La sensation Teenagers se propage alors, et différents labels viennent courtiser les Frenchies. Et c’est l’anglais Merok, qui a hébergé les débuts des Klaxons et qui reste soutenu par XL (White Stripes, Prodigy…), qui remporte la mise. “Avec Merok, on s’est bien entendus, ils nous traitaient d’égal à égal sans nous faire de la lèche, contrairement à d’autres”, déclarent-ils. Une signature internationale complètement dans la logique du groupe : “On préférait signer avec un label anglais, pour éviter toute la galère qu’ont les groupes français pour pouvoir jouer à l’étranger.”
Arrivés à ce stade, les Teenagers avaient déjà beaucoup fait parler d’eux, sans jamais se montrer sur scène, ayant tout bricolé via le virtuel et l’ordinateur. Certains en sont venus à se demander si le groupe existait vraiment. “La première fois qu’on a essayé de jouer en live, on ne savait même pas les chansons, on n’avait jamais fait de répète avant. On a dû réapprendre nos morceaux.” Mais le trio est volontaire, et l’approximation des débuts laisse vite place à un groupe rodé, accueilli avec un joli succès lors de la tournée américaine de janvier.

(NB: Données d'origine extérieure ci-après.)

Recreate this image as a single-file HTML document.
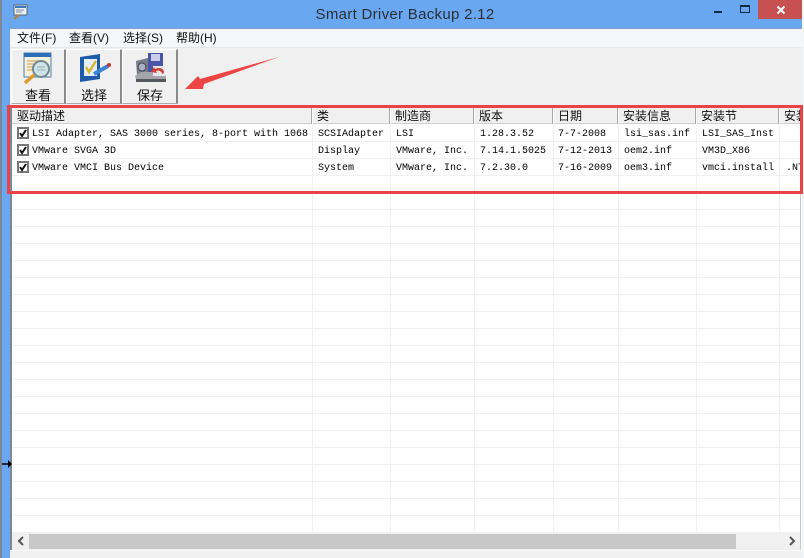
<!DOCTYPE html>
<html><head><meta charset="utf-8">
<style>
html,body{margin:0;padding:0;width:804px;height:558px;overflow:hidden;background:#6aa7f1}
div{position:absolute;box-sizing:border-box}
.t{white-space:nowrap;line-height:14px}
.cjk{font:12px/14px "Liberation Sans","WenQuanYi Zen Hei","Noto Sans CJK SC",sans-serif;color:#111;white-space:nowrap}
.m{font:10px/14px "Liberation Mono","Liberation Serif",monospace;color:#000;white-space:pre}
.hs{top:108px;width:2px;height:16px;background:#a8a8a8;border-right:1px solid #fff}
.vl{top:124px;width:1px;height:409px;background:#f0f2f0}
.hl{left:12px;width:788px;height:1px;background:#f0f2f0}
.cb{left:17px;width:12px;height:12px;border:2px solid #777;background:#fff}
.btn{top:49px;height:55px;background:#f0f0f0;border-right:2px solid #8a8a8a;border-bottom:1px solid #aaa;border-left:1px solid #fff;border-top:1px solid #fff}
</style></head>
<body>
<div style="left:0;top:0;width:2px;height:558px;background:#7d8894"></div>
<div style="left:802px;top:0;width:2px;height:558px;background:#f4f5f6"></div>
<!-- title -->
<svg style="position:absolute;left:12px;top:4px" width="16" height="16" viewBox="0 0 16 16"><rect x="2" y="1" width="13" height="10" fill="#e8eef2" stroke="#59656e"/><rect x="3" y="2" width="11" height="2" fill="#3a78c0"/><path d="M4 6h8M4 8h6" stroke="#88a" /><path d="M2 15l5-4" stroke="#b98330" stroke-width="2"/></svg>
<div class="t" style="left:250px;top:5px;width:310px;text-align:center;font:15px/18px 'Liberation Sans',sans-serif;color:#2a2f36;letter-spacing:.3px;padding-top:1px">Smart Driver Backup 2.12</div>
<div style="left:714px;top:11px;width:8px;height:2px;background:#0f2a44"></div>
<div style="left:740px;top:5px;width:10px;height:8px;border:1px solid #0f2a44;border-top-width:2px"></div>
<div style="left:758px;top:0;width:44px;height:19px;background:#c75050"></div>
<svg style="position:absolute;left:776px;top:5px" width="10" height="10" viewBox="0 0 10 10"><path d="M1.500 1.500l7 7M8.500 1.500l-7 7" stroke="#fff" stroke-width="2"/></svg>
<!-- menu -->
<div style="left:10px;top:28px;width:792px;height:1px;background:#7f9fc6"></div>
<div style="left:10px;top:29px;width:792px;height:18px;background:#f5f6f7"></div>
<div class="cjk" style="left:17px;top:31px">文件(F)</div>
<div class="cjk" style="left:69px;top:31px">查看(V)</div>
<div class="cjk" style="left:123px;top:31px">选择(S)</div>
<div class="cjk" style="left:176px;top:31px">帮助(H)</div>
<!-- toolbar -->
<div style="left:10px;top:47px;width:792px;height:58px;background:#f0f0f0;border-top:1px solid #e6e6e6"></div>
<div class="btn" style="left:11px;width:55px"></div>
<div class="btn" style="left:66px;width:56px"></div>
<div class="btn" style="left:122px;width:56px"></div>
<div class="cjk" style="left:25px;top:89px;font-size:13px">查看</div>
<div class="cjk" style="left:81px;top:89px;font-size:13px">选择</div>
<div class="cjk" style="left:137px;top:89px;font-size:13px">保存</div>
<svg style="position:absolute;left:22px;top:52px" width="32" height="34" viewBox="0 0 32 34">
<rect x="2" y="1" width="27" height="24" fill="#f3f0dc" stroke="#4d7fb0"/><rect x="2" y="1" width="27" height="4" fill="#2e6fb5"/>
<path d="M5 9h12M5 12h9M5 15h8M5 18h7" stroke="#d79a4a"/>
<circle cx="19" cy="17" r="8" fill="#cfe4e6" stroke="#6f8b95" stroke-width="2"/><path d="M15 15h8M15 18h8" stroke="#8fb2b8"/>
<path d="M12 23L3 31" stroke="#e09a2a" stroke-width="3.500"/></svg>
<svg style="position:absolute;left:78px;top:52px" width="34" height="32" viewBox="0 0 34 32">
<path d="M2 5l20-3v25l-20 3z" fill="#1f5aa8"/><rect x="6" y="7" width="13" height="17" fill="#e6ecf6"/>
<path d="M8 15l3 5 7-11" fill="none" stroke="#d5b832" stroke-width="2.500"/>
<path d="M16 22l14-8" stroke="#3d85d0" stroke-width="4"/><circle cx="31" cy="13" r="2" fill="#c7332e"/></svg>
<svg style="position:absolute;left:134px;top:52px" width="34" height="34" viewBox="0 0 34 34">
<rect x="14" y="1" width="15" height="24" fill="#4a55a8"/><rect x="17" y="2" width="9" height="7" fill="#c9cfe9"/>
<path d="M2 9l12-3v17H3z" fill="#777c88"/><circle cx="8" cy="15" r="4" fill="#aab1c2" stroke="#3e4350"/>
<path d="M1 24l6-4h20l5 4v3H2z" fill="#a5a6ac"/><path d="M2 27h30v3H2z" fill="#55575e"/>
<rect x="19" y="14" width="12" height="10" fill="#e6e7ef"/>
<path d="M30 21c0-5-5-6-9-4l-1-2-3 5 6 1-1-2c3-1 6 0 6 3z" fill="#d2402f"/></svg>
<!-- arrow -->
<svg style="position:absolute;left:0;top:0" width="804" height="110"><polygon points="185,89 198,76 200,79 279,57 204,84 203,89" fill="#ef4444"/></svg>
<!-- list -->
<div style="left:10px;top:105px;width:792px;height:445px;background:#fff"></div>
<div style="left:10px;top:105px;width:2px;height:445px;background:#7d8894"></div>
<div style="left:800px;top:124px;width:1px;height:426px;background:#c9c9c9"></div>
<div style="left:12px;top:108px;width:788px;height:16px;background:#f0f0f0;border-bottom:1px solid #d0d0d0"></div>
<div class="hs" style="left:311px"></div><div class="hs" style="left:389px"></div><div class="hs" style="left:473px"></div><div class="hs" style="left:552px"></div><div class="hs" style="left:617px"></div><div class="hs" style="left:695px"></div><div class="hs" style="left:778px"></div>
<div class="vl" style="left:312px"></div><div class="vl" style="left:390px"></div><div class="vl" style="left:474px"></div><div class="vl" style="left:553px"></div><div class="vl" style="left:618px"></div><div class="vl" style="left:696px"></div><div class="vl" style="left:779px"></div>
<div class="hl" style="top:141px"></div><div class="hl" style="top:158px"></div><div class="hl" style="top:175px"></div><div class="hl" style="top:192px"></div><div class="hl" style="top:209px"></div><div class="hl" style="top:226px"></div><div class="hl" style="top:243px"></div><div class="hl" style="top:260px"></div><div class="hl" style="top:277px"></div><div class="hl" style="top:294px"></div><div class="hl" style="top:311px"></div><div class="hl" style="top:328px"></div><div class="hl" style="top:345px"></div><div class="hl" style="top:362px"></div><div class="hl" style="top:379px"></div><div class="hl" style="top:396px"></div><div class="hl" style="top:413px"></div><div class="hl" style="top:430px"></div><div class="hl" style="top:447px"></div><div class="hl" style="top:464px"></div><div class="hl" style="top:481px"></div><div class="hl" style="top:498px"></div><div class="hl" style="top:515px"></div><div class="hl" style="top:532px"></div>
<div class="cjk" style="left:17px;top:109px">驱动描述</div>
<div class="cjk" style="left:317px;top:109px">类</div>
<div class="cjk" style="left:395px;top:109px">制造商</div>
<div class="cjk" style="left:479px;top:109px">版本</div>
<div class="cjk" style="left:558px;top:109px">日期</div>
<div class="cjk" style="left:623px;top:109px">安装信息</div>
<div class="cjk" style="left:701px;top:109px">安装节</div>
<div class="cjk" style="left:784px;top:109px;width:16px;overflow:hidden">安装</div>
<div class="cb" style="top:127px"></div><div class="cb" style="top:144px"></div><div class="cb" style="top:161px"></div>
<svg style="position:absolute;left:17px;top:127px" width="12" height="46" viewBox="0 0 12 46"><path d="M3 6l2 3 4-6M3 23l2 3 4-6M3 40l2 3 4-6" fill="none" stroke="#111" stroke-width="2"/></svg>
<div class="m" style="left:32px;top:126px;padding-top:2px">LSI Adapter, SAS 3000 series, 8-port with 1068</div>
<div class="m" style="left:318px;top:128px">SCSIAdapter</div>
<div class="m" style="left:396px;top:128px">LSI</div>
<div class="m" style="left:480px;top:128px">1.28.3.52</div>
<div class="m" style="left:558px;top:128px">7-7-2008</div>
<div class="m" style="left:624px;top:128px">lsi_sas.inf</div>
<div class="m" style="left:702px;top:128px">LSI_SAS_Inst</div>
<div class="m" style="left:32px;top:145px">VMware SVGA 3D</div>
<div class="m" style="left:318px;top:145px">Display</div>
<div class="m" style="left:396px;top:145px">VMware, Inc.</div>
<div class="m" style="left:480px;top:145px">7.14.1.5025</div>
<div class="m" style="left:558px;top:145px">7-12-2013</div>
<div class="m" style="left:624px;top:145px">oem2.inf</div>
<div class="m" style="left:702px;top:145px">VM3D_X86</div>
<div class="m" style="left:32px;top:162px">VMware VMCI Bus Device</div>
<div class="m" style="left:318px;top:162px">System</div>
<div class="m" style="left:396px;top:162px">VMware, Inc.</div>
<div class="m" style="left:480px;top:162px">7.2.30.0</div>
<div class="m" style="left:558px;top:162px">7-16-2009</div>
<div class="m" style="left:624px;top:162px">oem3.inf</div>
<div class="m" style="left:702px;top:162px">vmci.install</div>
<div class="m" style="left:786px;top:162px;width:14px;overflow:hidden">.NT</div>
<!-- red rectangle -->
<div style="left:7px;top:105px;width:796px;height:89px;border:3px solid #ea4347"></div>
<!-- scrollbar -->
<div style="left:12px;top:533px;width:788px;height:17px;background:#f0f0f0"></div>
<div style="left:29px;top:534px;width:707px;height:15px;background:#c8c8c8"></div>
<svg style="position:absolute;left:16px;top:536px" width="10" height="10" viewBox="0 0 10 10"><path d="M7 1L3 5l4 4" fill="none" stroke="#555" stroke-width="2"/></svg>
<svg style="position:absolute;left:787px;top:536px" width="10" height="10" viewBox="0 0 10 10"><path d="M3 1l4 4-4 4" fill="none" stroke="#555" stroke-width="2"/></svg>
<!-- status -->
<div style="left:10px;top:550px;width:792px;height:8px;background:#f0f0f0;border-top:1px solid #fafafa"></div>
<!-- cursor -->
<svg style="position:absolute;left:1px;top:459px" width="12" height="10" viewBox="0 0 12 10"><path d="M1 5h7" stroke="#000" stroke-width="1.500"/><path d="M7 1l4 4-4 4z" fill="#000"/></svg>
</body></html>
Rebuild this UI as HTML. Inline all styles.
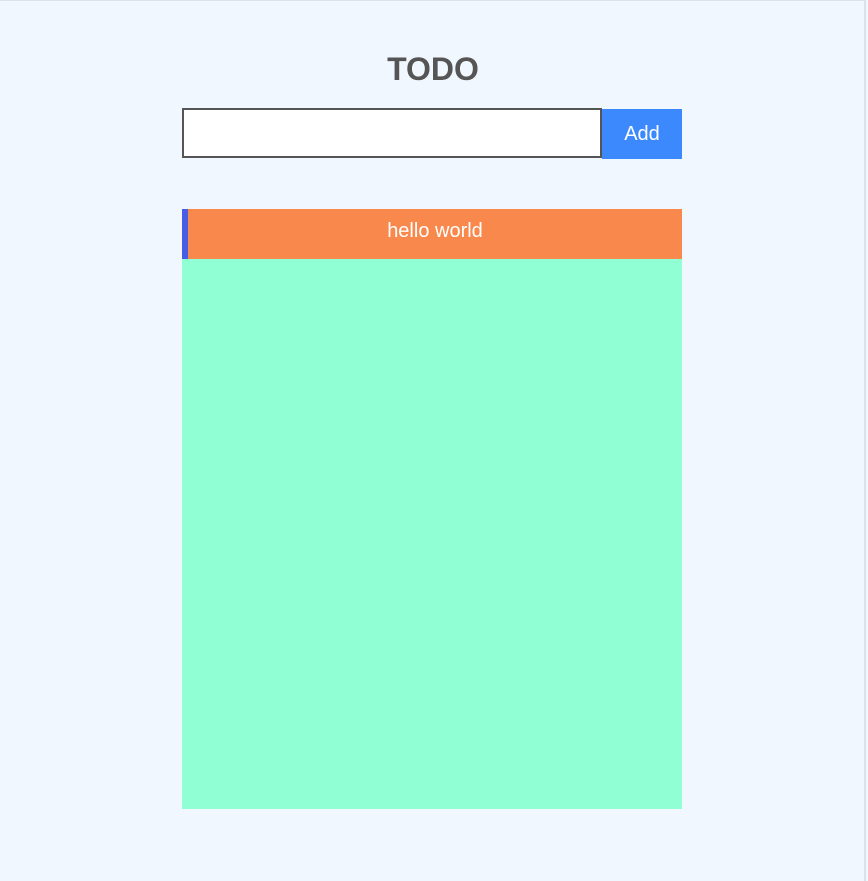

Ces dilettantes doués, qui sans fausse modestie et dans leur charmant mélange de calcul et de naïveté ne se cachent pas de l’être (“Franchement, ça ne nous a jamais pris plus de deux jours pour écrire une chanson”), revendiquent l’influence musicale de M83, Jacques Lu Cont, Madonna et les Strokes. Leur electro-pop à guitares, synthés et refrains irrésistibles tient aussi en vrac de Pulp, Gary Numan et Nada Surf. Cette musique sans complexes est aussi très anglo-saxonne dans les thèmes abordés, totalement décoincés, et l’univers des Teenagers tourne autour des préoccupations et fantasmes adolescents : épouser Scarlett Johansson, coucher avec une Américaine, picoler dans des fêtes, se faire larguer, se sortir de situations ridicules… Les paroles sont hilarantes, combinaison maligne de références culturelles et d’anecdotes vécues ou empruntées à des séries télé. Un joyeux foutoir de la jeunesse, dans la digne ligne du Bret Easton Ellis de Moins que zéro ou des Lois de l’attraction, à la fois arrogant, ironique, drôle et touchant.